Celery already has the link to read off the model. QueueJobs (schema/tasks.py:188-199) already carries tool_request_id (:190). request.tool_source is consumed only in celery/tasks.py:queue_jobs:448-455; JobSubmitter.queue_jobs never reads it but already loads the ToolRequest via _tool_request(request.tool_request_id) (managers/jobs.py:2239, :2303-2308). lru-cache key stays byte-identical (persisted source == today’s raw_tool_source = tool.tool_source.to_string()).

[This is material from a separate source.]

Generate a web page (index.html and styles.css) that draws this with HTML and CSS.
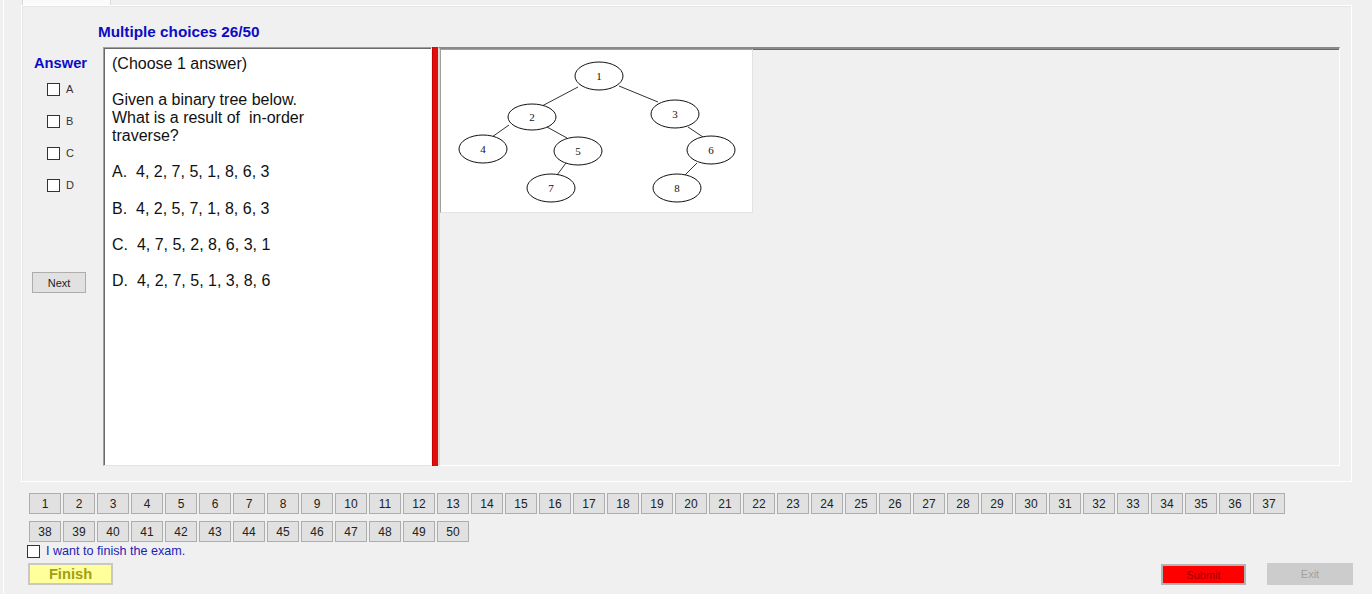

dynamic_tool_id is the same under-capture, not a separate concern (rev-3 reclassification). Consumed at managers/jobs.py:2241-2242 (tool.dynamic_tool = sa_session.get(DynamicTool, request.dynamic_tool_id)); set on the message at services/jobs.py:299 (tool.dynamic_tool.id if tool.dynamic_tool else None). create_tool_from_representation (tools/__init__.py:471-479) does not set tool.dynamic_tool — only the celery path patches it back from the message. The extraction path (_tool_from_request) has no message, so a jobless dynamic/user-tool request rebuilds with dynamic_tool=None, and the step-builder (extract.py:843-851) sets only step.tool_id/tool_version, never step.dynamic_tool_id → an extracted user/dynamic tool step cannot resolve via tool_uuid. This is load-bearing and exactly symmetric to the guid=None toolshed edge — same model under-capture, other tool class. An async tool request can be for a dynamic tool (services/jobs.py:247 ToolRunReference(... tool_uuid ...)), so the scenario is reachable, not theoretical. ⇒ add the dynamic_tool_id FK to ToolSource now, in PHASE 1 (rev-2’s “PHASE 2b deferral” was a misclassification of a PHASE 1 fidelity fix as celery-message cleanup).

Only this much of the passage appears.